The roster of severely troubled Florida banks jumped more than 70 percent in the fourth quarter, increasing the likelihood of more bank failures, according to ratings agency Bauer Financial.
First Commercial Bank of Tampa Bay was the only bay area representative among 19 Florida banks that Bauer gave a "zero-star" rating, signifying deep distress.
First Commercial, a community bank with two locations catering primarily to Tampa's Westshore financial district, is marking its 20th anniversary this year. With more than $150 million in assets, the bank was considered well capitalized in Bauer's analysis.
However, it's also considered susceptible to the real estate downturn, with a heavy concentration of delinquent loans.
The bank posted a fourth-quarter loss of $1.5 million, bringing total losses for the year to $3.3 million. And, most troubling from Bauer's perspective, its total of loans that were delinquent at least 90 days jumped from $9.5 million to $16.6 million in the quarter.
Albert Salem Jr., First Commercial's chairman and chief executive, said Monday that his bank has strong reserves and liquidity, but he's frustrated that there's no sign of a real estate turnaround.
"The bank is very stable … but how long can you keep doing this?" Salem said. "I feel like a quarterback playing football in the fog. Where's my receiver at? Where's the goal line at? Am I going in the right direction? I can't even see the scoreboard."

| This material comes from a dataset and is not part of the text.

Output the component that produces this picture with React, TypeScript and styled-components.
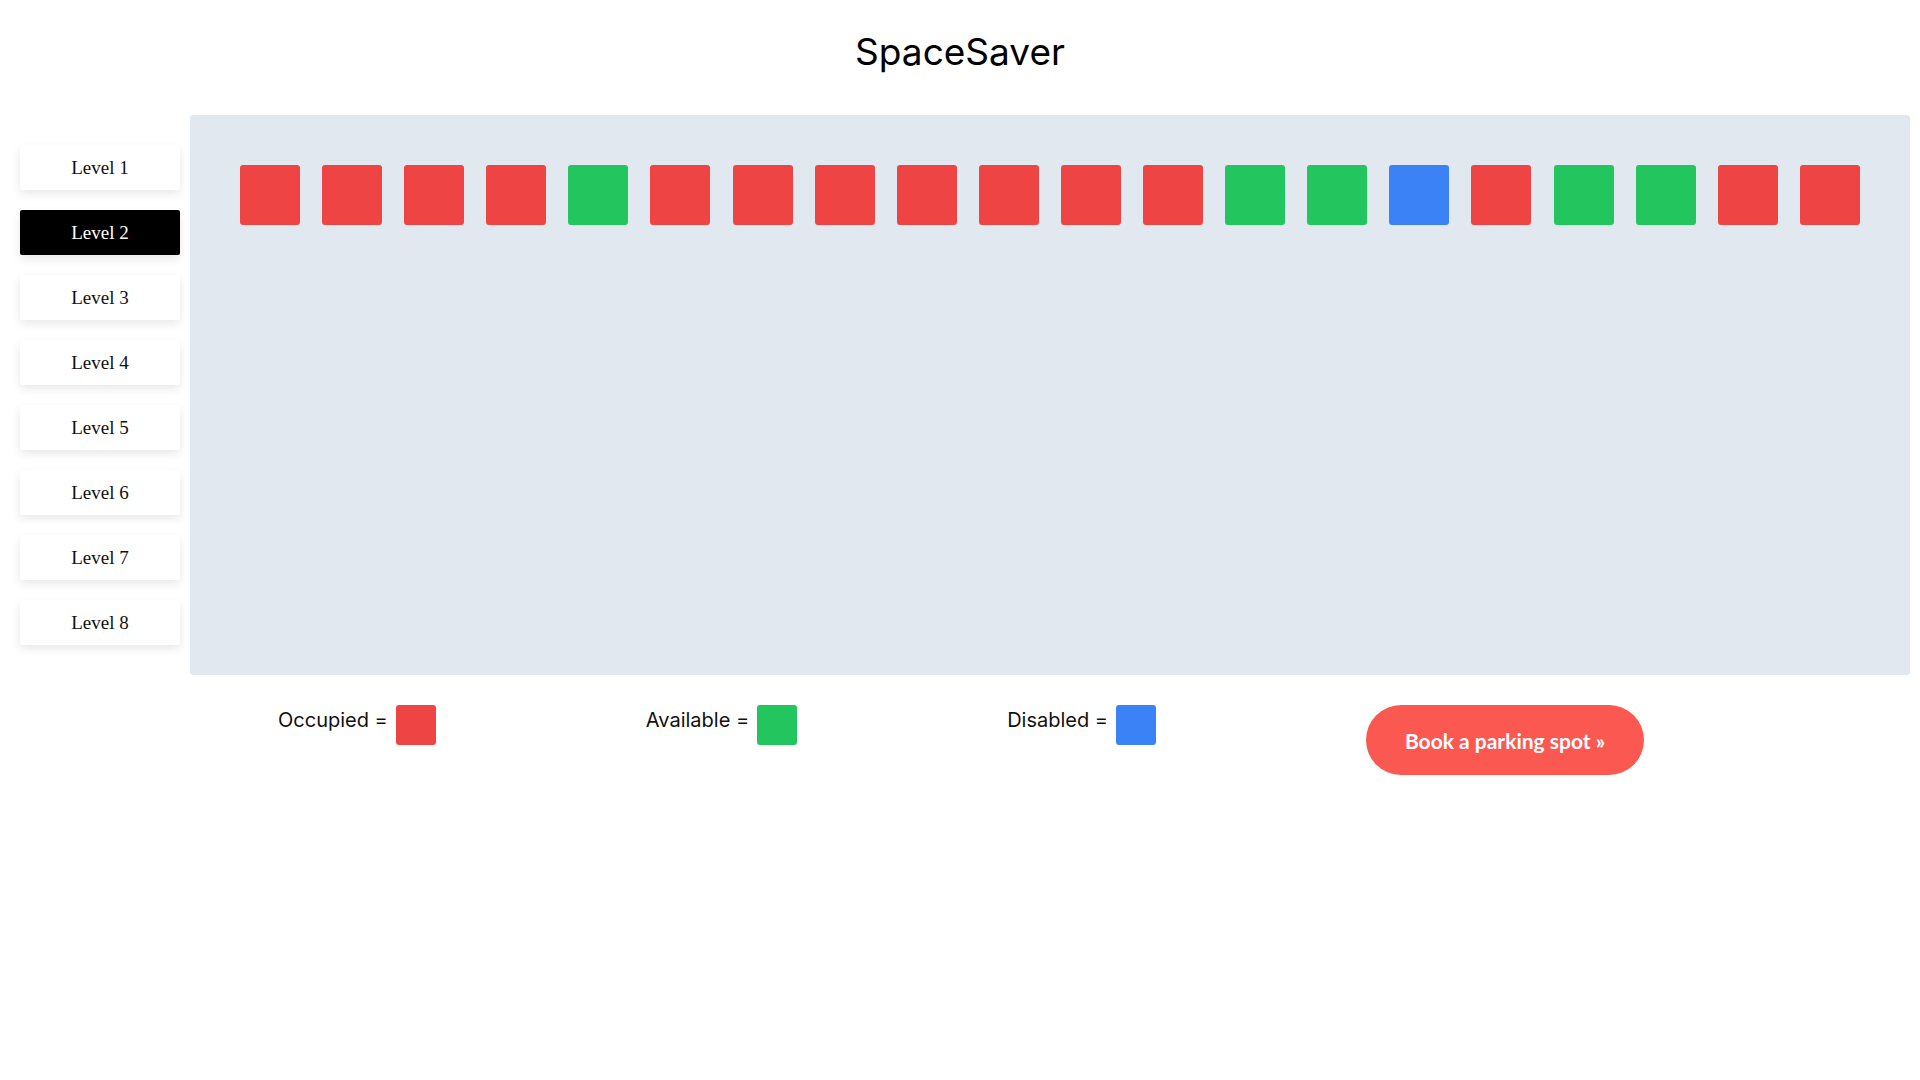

Salem said he feels sorry for honest developers "who got stuck when the music stopped" and doesn't want to foreclose on them, picking up property that the bank doesn't want.
"They weren't reckless and crazy," he said. "They were doing what everyone else was doing. Now they're stuck with properties and can't do anything with them."
In early 2006, when the housing boom was at its apex, federal regulators noted it was the first time in history that more than 50 percent of Florida's community banks held construction and development loans exceeding 100 percent of the bank's capital. At the time, First Commercial's ratio of 252 percent in loans to capital was second-highest among bay area community banks.
In Bauer's rating hierarchy, a five-star bank is very healthy, a three-star bank is okay and two stars or fewer indicate problems. In the previous quarter, First Commercial had a two-star rating.
The number of problem banks statewide — two stars or below — swelled from 52 to 67. And the damage could have been worse. Not included in that tally are two banks that have failed since the last quarter: Ocala National Bank in Ocala and Riverside Bank of the Gulf Coast in Cape Coral.
"We knew year-end was going to be a messy quarter, and it was," said Karen Dorway, Bauer's president and director of research.
One bright side from a regional perspective: The immediate Tampa Bay area — Hillsborough, Pinellas, Pasco, Hernando and Citrus counties — continued to fare better than much of the rest of the state. The only two-star bank in the area is Old Harbor Bank in Clearwater. In contrast, Sarasota/Naples, Miami/Fort Lauderdale, Jacksonville, and the Panhandle all have far more problem institutions.
Accounts in a bank insured by the Federal Deposit Insurance Corp. are protected to a point. Congress has temporarily increased FDIC deposit insurance from $100,000 to $250,000 per depositor through Dec. 31.
A takeover by the FDIC is the most dramatic way of dealing with a weakened bank. Or a stronger bank may step in with a merger. An Alabama insurance company earlier this year agreed to buy Bank of Bonifay, one of the zero-stars on Bauer's list.
Bauer on Monday also released its quarterly database for credit unions, reiterating a few areas of concern. Bay Gulf Credit Union of Tampa was a one-star, unchanged from last quarter. And Suncoast Schools Federal Credit Union of Tampa was unchanged as a two-star institution. Suncoast, the biggest credit union in Florida with $6 billion in assets, is merging with GTE Federal Credit Union.